Have Her Back

I was recently thinking back to about a year ago when we were transitioning the kids to live with us.  It was a really exciting time but full of havoc and change.  Each weekend the kids would come to stay with us, and on Sunday nights we'd return them to their foster home.  The drive back to Charlotte without them was always hard.  Bob and I would have long talks, sometimes with our moms on the phone, sometimes through tears, as we drove back.  We'd work hard to get everything done we could during the week so that the weekends with the kids were devoted to them and helping them adjust.
It was during last fall that I really learned how blessed I was to have solid friendships.  A wonderful group of my girlfriends rallied around me, helped me celebrate-and threw me a family 'completion' brunch.  While my situation was not the norm, they totally understood that this was a special time that they wanted to celebrate with me.  They were kind, supportive, and full of words of encouragement.  They showered me with their love and didn't disappear once the kids moved in-in fact, they continued to come alongside me and love us.  I had the same experience with some neighbors who wanted me to feel community in my neighborhood and in the midst of their own lives were so willing to step out and support us.  Friends and family from all over sent card, gifts, words of encouragement, and let me know they were near. 

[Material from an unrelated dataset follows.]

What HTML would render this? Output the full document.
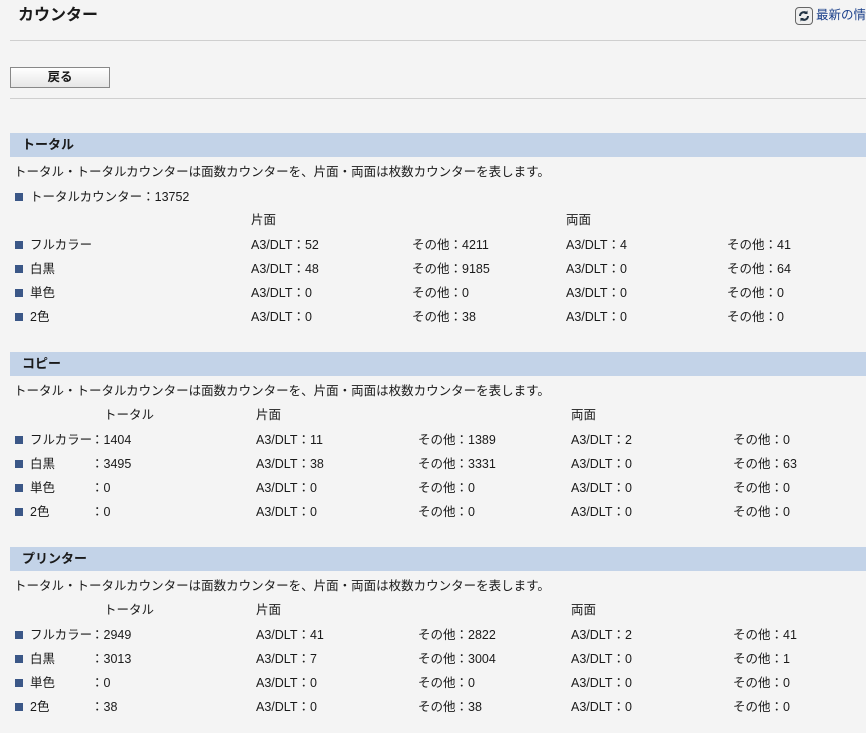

A year later, my cousin offered me, as she often does, a word of wisdom that I have been clinging to since. While the children that I adopted were not infants, I am only a year into being a mother.  If I were parenting a one year old-or two, for that matter-no one would look twice when I said I felt overwhelmed by trying to do the right thing, tired, or even discouraged.  It was like a lightbulb had gone off for me when she shared this view-I am a novice. While my kids can dress themselves, and brush their teeth, I am still learning who likes cheese on their burgers, who is scared of the dark, who gets nervous at parties, and how often to cut their hair.  I forget that they need snacks.  I don't know how much milk they need.  While it's not diapers, feedings, and formula-I am only one year into figuring this out.  A new mom is a new mom-it doesn't matter the age of the child.
What I've also discovered through this process is that some people think this should be easy because my kids are older. And while no one means ever to be unkind, I've been surprised how some acquaintances have reacted-or not acknowledged- our adoption.  It's almost like because the kids are older, it's just not that big of a deal...because our culture is comfortable with what feels normal-celebrating babies.
Any change in a family is a change.  And all change-while it can be good-is hard.   Anyone who has shifted their dynamic in any way knows this.  But anything good is worth integrating.  My kids are no different.
So, if your friend is having a baby, adopting a child, sending a child to college, experiencing a separation, getting a new dog (yes, even a dog!), caring for an elderly parent, going back to school, caring for an ill child, whatever....maybe she could use a hand-be it a conversation, a meal, a glass of wine, or a hug.